As many had said it would, the ride started much faster than a casual ride in the country. I was overtaken by pretty much everyone as I stuck to somewhere between 15mph and 20mph, making as much as I could of sitting behind anyone going about the right speed and big enough to make a hole in the air for me to follow. The roads were wet so if they had mudguards it was even better.
Rain came and went, but the weather didn’t seem too bad. By the time we were in Richmond Park there’d been a few light showers but nothing to complain about. There was also a hundred yards of walking due to an accident that didn’t look very nice at all.
Once on the southwest side of London, however, the heavens really opened. The waterproof jacket held up for a while but nothing could keep that amount of water out, and soon my pedal strokes were accompanied by the feeling of water sloshing in the bottom of shoes.
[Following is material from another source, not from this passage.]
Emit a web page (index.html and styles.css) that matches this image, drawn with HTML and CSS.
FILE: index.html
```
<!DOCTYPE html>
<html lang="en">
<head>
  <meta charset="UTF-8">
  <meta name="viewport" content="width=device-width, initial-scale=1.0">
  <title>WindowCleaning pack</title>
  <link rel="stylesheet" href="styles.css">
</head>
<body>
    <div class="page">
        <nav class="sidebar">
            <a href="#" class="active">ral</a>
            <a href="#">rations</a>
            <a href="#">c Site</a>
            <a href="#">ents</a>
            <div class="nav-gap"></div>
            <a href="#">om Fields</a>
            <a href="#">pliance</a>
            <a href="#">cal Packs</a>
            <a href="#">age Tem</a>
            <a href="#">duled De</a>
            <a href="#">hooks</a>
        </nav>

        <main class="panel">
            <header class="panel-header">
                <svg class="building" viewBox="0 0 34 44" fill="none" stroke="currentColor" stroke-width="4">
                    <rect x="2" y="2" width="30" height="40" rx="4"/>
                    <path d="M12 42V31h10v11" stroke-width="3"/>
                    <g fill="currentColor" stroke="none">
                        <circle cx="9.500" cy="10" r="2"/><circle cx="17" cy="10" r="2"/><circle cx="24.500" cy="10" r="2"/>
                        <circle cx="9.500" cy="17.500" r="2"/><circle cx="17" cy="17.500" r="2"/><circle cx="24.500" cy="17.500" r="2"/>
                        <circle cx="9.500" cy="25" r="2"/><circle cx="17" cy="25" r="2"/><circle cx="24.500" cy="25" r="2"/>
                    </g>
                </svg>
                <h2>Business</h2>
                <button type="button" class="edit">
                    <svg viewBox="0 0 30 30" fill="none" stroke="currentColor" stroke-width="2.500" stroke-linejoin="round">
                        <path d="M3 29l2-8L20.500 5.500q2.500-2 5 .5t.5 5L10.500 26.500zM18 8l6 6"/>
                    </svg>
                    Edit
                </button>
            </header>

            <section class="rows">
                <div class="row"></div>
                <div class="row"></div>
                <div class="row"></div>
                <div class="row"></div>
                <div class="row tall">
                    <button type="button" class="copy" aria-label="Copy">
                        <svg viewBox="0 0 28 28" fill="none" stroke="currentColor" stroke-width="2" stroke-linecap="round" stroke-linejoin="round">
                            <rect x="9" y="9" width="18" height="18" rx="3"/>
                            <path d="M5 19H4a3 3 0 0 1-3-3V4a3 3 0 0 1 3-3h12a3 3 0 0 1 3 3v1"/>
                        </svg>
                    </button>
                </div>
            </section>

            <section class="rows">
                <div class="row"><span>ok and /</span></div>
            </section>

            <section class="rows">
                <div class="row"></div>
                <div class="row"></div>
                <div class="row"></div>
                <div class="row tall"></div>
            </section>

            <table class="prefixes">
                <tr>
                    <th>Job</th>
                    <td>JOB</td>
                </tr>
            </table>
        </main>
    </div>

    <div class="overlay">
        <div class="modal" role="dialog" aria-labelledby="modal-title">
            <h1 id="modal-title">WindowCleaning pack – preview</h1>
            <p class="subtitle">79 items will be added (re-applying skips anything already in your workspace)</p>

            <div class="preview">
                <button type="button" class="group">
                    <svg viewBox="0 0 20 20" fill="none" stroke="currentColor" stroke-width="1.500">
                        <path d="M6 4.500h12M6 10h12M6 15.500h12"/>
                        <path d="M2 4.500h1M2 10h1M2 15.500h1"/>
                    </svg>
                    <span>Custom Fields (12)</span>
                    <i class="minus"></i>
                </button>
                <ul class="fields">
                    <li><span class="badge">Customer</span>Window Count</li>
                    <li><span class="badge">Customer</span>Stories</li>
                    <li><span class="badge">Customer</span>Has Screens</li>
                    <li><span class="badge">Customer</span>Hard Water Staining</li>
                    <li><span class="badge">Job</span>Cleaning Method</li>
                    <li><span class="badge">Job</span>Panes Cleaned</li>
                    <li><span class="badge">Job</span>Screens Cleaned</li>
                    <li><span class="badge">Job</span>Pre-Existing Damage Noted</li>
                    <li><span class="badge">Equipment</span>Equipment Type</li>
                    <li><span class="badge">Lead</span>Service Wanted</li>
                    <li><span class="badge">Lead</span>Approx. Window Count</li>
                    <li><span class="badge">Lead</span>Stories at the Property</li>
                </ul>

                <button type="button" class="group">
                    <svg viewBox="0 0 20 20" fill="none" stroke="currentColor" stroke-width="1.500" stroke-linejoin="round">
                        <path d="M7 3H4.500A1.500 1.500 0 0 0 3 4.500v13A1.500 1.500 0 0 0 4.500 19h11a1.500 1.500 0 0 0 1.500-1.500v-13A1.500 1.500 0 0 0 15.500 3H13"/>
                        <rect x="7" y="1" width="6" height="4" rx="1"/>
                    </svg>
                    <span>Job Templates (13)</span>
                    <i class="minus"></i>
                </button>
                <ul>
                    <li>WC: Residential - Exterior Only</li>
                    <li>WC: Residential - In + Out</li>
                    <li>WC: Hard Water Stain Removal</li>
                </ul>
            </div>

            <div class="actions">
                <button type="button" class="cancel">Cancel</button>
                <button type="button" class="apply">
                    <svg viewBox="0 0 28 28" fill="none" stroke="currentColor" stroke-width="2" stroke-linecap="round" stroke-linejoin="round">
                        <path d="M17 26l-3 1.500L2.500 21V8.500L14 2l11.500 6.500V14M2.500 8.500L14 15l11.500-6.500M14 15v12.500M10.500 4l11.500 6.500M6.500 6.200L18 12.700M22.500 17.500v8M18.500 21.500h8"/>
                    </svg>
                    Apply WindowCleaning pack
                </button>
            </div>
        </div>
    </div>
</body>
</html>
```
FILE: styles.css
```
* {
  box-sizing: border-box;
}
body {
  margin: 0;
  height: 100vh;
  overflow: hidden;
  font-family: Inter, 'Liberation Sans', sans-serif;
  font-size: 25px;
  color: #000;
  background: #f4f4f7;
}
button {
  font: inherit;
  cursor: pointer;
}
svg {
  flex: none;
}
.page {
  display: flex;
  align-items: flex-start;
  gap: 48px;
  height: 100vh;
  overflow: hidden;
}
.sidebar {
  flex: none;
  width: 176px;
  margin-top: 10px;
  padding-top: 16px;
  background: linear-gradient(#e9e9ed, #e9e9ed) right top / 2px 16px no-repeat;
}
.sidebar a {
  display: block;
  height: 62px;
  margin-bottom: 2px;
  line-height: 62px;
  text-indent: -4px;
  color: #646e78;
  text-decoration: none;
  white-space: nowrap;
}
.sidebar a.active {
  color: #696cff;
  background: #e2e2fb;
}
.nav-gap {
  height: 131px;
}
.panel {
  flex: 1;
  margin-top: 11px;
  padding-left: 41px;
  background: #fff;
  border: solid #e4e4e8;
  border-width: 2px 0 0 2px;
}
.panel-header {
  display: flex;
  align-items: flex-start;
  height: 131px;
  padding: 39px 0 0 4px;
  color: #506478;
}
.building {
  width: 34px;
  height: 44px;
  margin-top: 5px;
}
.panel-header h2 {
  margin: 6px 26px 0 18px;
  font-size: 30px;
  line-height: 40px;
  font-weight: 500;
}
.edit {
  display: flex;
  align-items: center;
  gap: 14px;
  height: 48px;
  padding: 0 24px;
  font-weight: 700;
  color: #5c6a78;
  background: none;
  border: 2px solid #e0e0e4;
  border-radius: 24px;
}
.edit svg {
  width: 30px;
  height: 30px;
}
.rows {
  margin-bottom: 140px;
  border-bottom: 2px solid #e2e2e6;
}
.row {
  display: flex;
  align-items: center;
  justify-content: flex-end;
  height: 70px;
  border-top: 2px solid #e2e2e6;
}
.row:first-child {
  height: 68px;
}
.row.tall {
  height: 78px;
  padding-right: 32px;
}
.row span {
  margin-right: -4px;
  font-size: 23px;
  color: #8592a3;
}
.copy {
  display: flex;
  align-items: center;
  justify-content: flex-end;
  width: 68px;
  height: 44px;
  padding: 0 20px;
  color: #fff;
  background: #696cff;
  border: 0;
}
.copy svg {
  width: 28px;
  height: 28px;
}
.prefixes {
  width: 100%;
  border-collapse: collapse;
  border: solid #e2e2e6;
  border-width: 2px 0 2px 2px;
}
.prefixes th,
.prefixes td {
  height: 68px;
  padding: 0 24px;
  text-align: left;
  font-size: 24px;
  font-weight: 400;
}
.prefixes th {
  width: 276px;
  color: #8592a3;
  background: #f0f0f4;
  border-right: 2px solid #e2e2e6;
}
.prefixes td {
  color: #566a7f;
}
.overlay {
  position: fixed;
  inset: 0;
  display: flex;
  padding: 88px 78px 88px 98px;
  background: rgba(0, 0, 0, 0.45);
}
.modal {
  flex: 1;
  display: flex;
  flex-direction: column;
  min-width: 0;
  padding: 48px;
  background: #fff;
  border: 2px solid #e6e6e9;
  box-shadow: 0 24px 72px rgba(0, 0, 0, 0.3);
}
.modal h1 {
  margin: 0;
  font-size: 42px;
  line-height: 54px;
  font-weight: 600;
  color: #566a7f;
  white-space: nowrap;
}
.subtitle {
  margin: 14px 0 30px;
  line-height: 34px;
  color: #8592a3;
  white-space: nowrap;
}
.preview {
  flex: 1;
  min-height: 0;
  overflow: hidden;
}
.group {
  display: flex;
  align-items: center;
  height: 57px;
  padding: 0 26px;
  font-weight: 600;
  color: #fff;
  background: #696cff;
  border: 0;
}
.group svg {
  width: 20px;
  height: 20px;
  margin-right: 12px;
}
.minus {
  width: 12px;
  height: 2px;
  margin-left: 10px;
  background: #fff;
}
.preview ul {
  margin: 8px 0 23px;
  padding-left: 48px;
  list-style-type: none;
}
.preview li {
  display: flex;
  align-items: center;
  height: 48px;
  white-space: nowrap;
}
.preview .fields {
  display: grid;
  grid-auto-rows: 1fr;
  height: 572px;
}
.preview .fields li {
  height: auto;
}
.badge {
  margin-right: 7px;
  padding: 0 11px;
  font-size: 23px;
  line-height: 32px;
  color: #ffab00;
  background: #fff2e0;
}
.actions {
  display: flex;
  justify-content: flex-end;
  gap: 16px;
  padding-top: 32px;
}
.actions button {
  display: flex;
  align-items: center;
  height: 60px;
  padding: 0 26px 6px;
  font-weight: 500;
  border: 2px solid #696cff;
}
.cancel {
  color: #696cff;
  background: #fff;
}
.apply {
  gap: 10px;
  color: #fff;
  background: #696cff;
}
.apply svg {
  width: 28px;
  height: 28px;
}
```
We kept going, of course, trying to avoid the rivers that were running across the road.
By about mile 35 the energy levels had dropped, though, and for about the next hour I didn’t hear a single rider speak a word. It was like we were all cycling our way across the river Styx and no-one was in the mood to talk. Also, I was dying for a wee by that point, and also hadn’t eaten as much over the past half an hour because I didn’t want whatever I consumed to be ninety percent rainwater. The top point at 40 miles were advertised by the marhalls (that must have been suffering at least as much as the riders) as “water and toilets; long queue for toilets” so I kept going. The next five miles of country lanes were strewn with men peeing in hedgerows.
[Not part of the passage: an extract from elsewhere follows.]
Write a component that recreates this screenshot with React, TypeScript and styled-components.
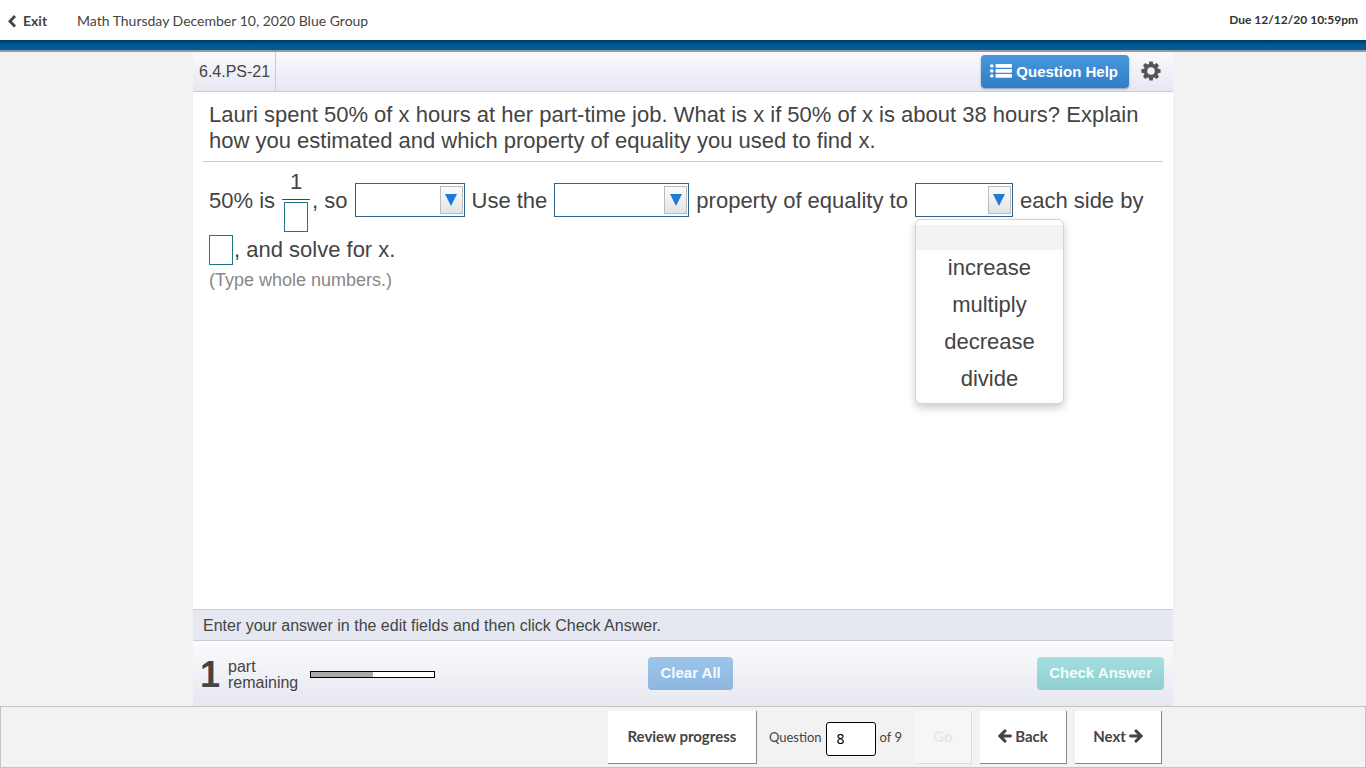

Somehow, I managed to cycled up Newland’s Cornder, supposedly one of the three big-ish hills, without knowing that that’s what it was, and I was suddenly at the halfway point. I needed water refill, bladder emptying, and stomach filling, so I went into the “hub”, as they were called. Thankfully there were no queues, and after the water refill I ate my way through a ham sandwich whilst sheltering under a large tree that was keeping the worst of the horizontal rain off.
Fifteen minutes later I gave my gloves a good wring out and set off again. The rain had eased by now and was just rain rather than a waterfall, but the roads were often flooded to the point where the riders had to slow to a narrow filter to weave around lakes. The organisers had taken the decision to shorten the route to avoid the two steep hills – not because of the climbs, but because of the descents – which I don’t think anyone could disagree with, although it was disappointing that now the Ride 100 would only be the Ride 86 as there were 14 miles lopped off.
As a result, after some rolling hills and drying conditions, I found myself at mile 81 (which was really mile 67) rather quickly, and stopped for a last water refill. I ditched the rain jacket as well and took out the spare gloves that I’d wisely packed in the inside pocket for when conditions dried out. These were, of course, almost as soaked as the gloves I’d been wearing, but they were lighter material so they couldn’t hold so much water.
With only 19 miles to the finish, and having had the distance shortened, the last hour and a bit was a very pleasant fast ride into town. Again, I skipped from back wheel to back wheel, and by this point I was only being overtaken by 50% of the riders on the road rather than 100%, which made me feel better about a more moderate easy pace. The wind was strengthening too, but it was coming from behind so it was easy to keep close to a 20mph average, even with all the wet corners we had to slow down for. I don’t think I’ll ever forget the flooded tunnel beneath some railway tracks that many of the cyclists walked around. I cycled through, but at every pedal stroke my feet dipped into the water which was a good four or five inches deep.
The Mall appeared in next to no time and then it was time to dismount, collect a medal and then suffle through to the goody bag collection and out. At least I had the ride home to top the miles up, and I think I totalled 98 miles by the end of the day. I’ll just have to do the 100 miles some other time then.
Despite the atrocious conditions, I’d completely do the whole thing again, and now need to find another cycling target to aim for. Maybe something a bit shorter, but a bit faster… maybe.
Anyway, things that I learnt:
- As many have said, riding in a big group is a lot faster than riding on your own. Solo training is much harder than the event, and the speed you can cruise at in a group makes travelling such a long distance very satisfying.
- If you see someone doing something like this on a Brompton, it’s likely they’re extremely fit. I know I overtook some people who passed me early, but Brompton guy was off into the distance never to be seen again.
- Starting off slow definitely pays off towards the end.
- If you ever get the chance to cycle on closed roads, just do it
Now I just have to see if I can get in for 2015 somehow.